* Stated problem *
All of the listing below must be repeated word for word. Pictures are the only thing to omit.

───── Dataset extract

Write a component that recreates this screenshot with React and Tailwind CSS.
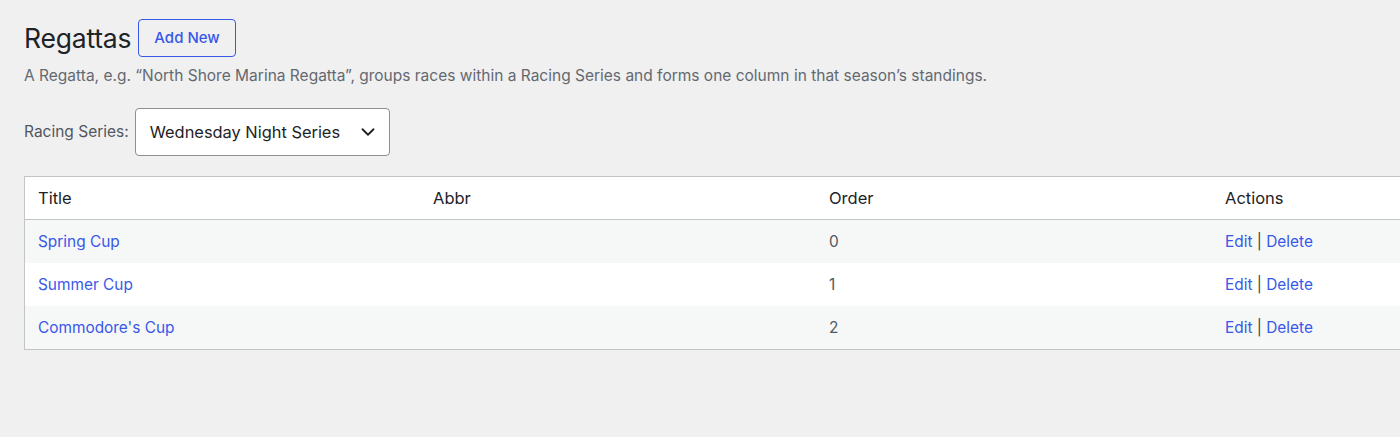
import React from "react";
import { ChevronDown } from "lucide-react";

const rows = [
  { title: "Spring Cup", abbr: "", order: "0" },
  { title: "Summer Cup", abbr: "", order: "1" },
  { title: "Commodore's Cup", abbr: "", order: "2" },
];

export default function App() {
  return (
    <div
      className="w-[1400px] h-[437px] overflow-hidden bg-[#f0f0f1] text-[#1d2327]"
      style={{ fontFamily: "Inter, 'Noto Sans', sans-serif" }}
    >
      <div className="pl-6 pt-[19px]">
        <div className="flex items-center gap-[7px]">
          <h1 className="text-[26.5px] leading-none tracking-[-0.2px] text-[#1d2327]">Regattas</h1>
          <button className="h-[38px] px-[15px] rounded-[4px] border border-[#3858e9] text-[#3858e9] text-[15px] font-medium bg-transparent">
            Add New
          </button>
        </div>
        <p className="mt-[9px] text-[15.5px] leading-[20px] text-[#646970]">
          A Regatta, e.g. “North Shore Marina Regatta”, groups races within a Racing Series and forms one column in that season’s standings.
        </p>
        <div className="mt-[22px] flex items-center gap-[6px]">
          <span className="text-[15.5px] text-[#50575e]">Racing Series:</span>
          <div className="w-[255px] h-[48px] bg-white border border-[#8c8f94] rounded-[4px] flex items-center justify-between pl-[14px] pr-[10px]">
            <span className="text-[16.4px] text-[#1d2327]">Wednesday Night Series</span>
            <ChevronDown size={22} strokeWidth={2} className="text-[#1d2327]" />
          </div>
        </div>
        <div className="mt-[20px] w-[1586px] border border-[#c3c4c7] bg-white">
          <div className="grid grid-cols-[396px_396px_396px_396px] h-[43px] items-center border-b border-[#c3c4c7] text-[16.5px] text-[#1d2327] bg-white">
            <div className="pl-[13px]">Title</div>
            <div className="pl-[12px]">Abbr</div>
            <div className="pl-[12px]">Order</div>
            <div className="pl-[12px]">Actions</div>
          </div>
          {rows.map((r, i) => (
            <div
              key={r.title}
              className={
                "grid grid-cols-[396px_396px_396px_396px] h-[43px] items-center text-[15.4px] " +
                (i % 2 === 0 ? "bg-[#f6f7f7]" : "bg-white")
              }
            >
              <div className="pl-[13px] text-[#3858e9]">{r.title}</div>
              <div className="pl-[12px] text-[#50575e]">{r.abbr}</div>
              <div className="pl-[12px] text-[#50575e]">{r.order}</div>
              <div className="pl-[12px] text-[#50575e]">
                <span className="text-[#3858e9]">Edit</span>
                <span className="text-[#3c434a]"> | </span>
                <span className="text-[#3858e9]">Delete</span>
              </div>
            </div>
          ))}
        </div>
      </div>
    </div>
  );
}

──────────

* Response below *
Write a component that recreates this screenshot with React and Tailwind CSS.
import React from "react";
import { ChevronDown } from "lucide-react";

const rows = [
  { title: "Spring Cup", abbr: "", order: "0" },
  { title: "Summer Cup", abbr: "", order: "1" },
  { title: "Commodore's Cup", abbr: "", order: "2" },
];

export default function App() {
  return (
    <div
      className="w-[1400px] h-[437px] overflow-hidden bg-[#f0f0f1] text-[#1d2327]"
      style={{ fontFamily: "Inter, 'Noto Sans', sans-serif" }}
    >
      <div className="pl-6 pt-[19px]">
        <div className="flex items-center gap-[7px]">
          <h1 className="text-[26.5px] leading-none tracking-[-0.2px] text-[#1d2327]">Regattas</h1>
          <button className="h-[38px] px-[15px] rounded-[4px] border border-[#3858e9] text-[#3858e9] text-[15px] font-medium bg-transparent">
            Add New
          </button>
        </div>
        <p className="mt-[9px] text-[15.5px] leading-[20px] text-[#646970]">
          A Regatta, e.g. “North Shore Marina Regatta”, groups races within a Racing Series and forms one column in that season’s standings.
        </p>
        <div className="mt-[22px] flex items-center gap-[6px]">
          <span className="text-[15.5px] text-[#50575e]">Racing Series:</span>
          <div className="w-[255px] h-[48px] bg-white border border-[#8c8f94] rounded-[4px] flex items-center justify-between pl-[14px] pr-[10px]">
            <span className="text-[16.4px] text-[#1d2327]">Wednesday Night Series</span>
            <ChevronDown size={22} strokeWidth={2} className="text-[#1d2327]" />
          </div>
        </div>
        <div className="mt-[20px] w-[1586px] border border-[#c3c4c7] bg-white">
          <div className="grid grid-cols-[396px_396px_396px_396px] h-[43px] items-center border-b border-[#c3c4c7] text-[16.5px] text-[#1d2327] bg-white">
            <div className="pl-[13px]">Title</div>
            <div className="pl-[12px]">Abbr</div>
            <div className="pl-[12px]">Order</div>
            <div className="pl-[12px]">Actions</div>
          </div>
          {rows.map((r, i) => (
            <div
              key={r.title}
              className={
                "grid grid-cols-[396px_396px_396px_396px] h-[43px] items-center text-[15.4px] " +
                (i % 2 === 0 ? "bg-[#f6f7f7]" : "bg-white")
              }
            >
              <div className="pl-[13px] text-[#3858e9]">{r.title}</div>
              <div className="pl-[12px] text-[#50575e]">{r.abbr}</div>
              <div className="pl-[12px] text-[#50575e]">{r.order}</div>
              <div className="pl-[12px] text-[#50575e]">
                <span className="text-[#3858e9]">Edit</span>
                <span className="text-[#3c434a]"> | </span>
                <span className="text-[#3858e9]">Delete</span>
              </div>
            </div>
          ))}
        </div>
      </div>
    </div>
  );
}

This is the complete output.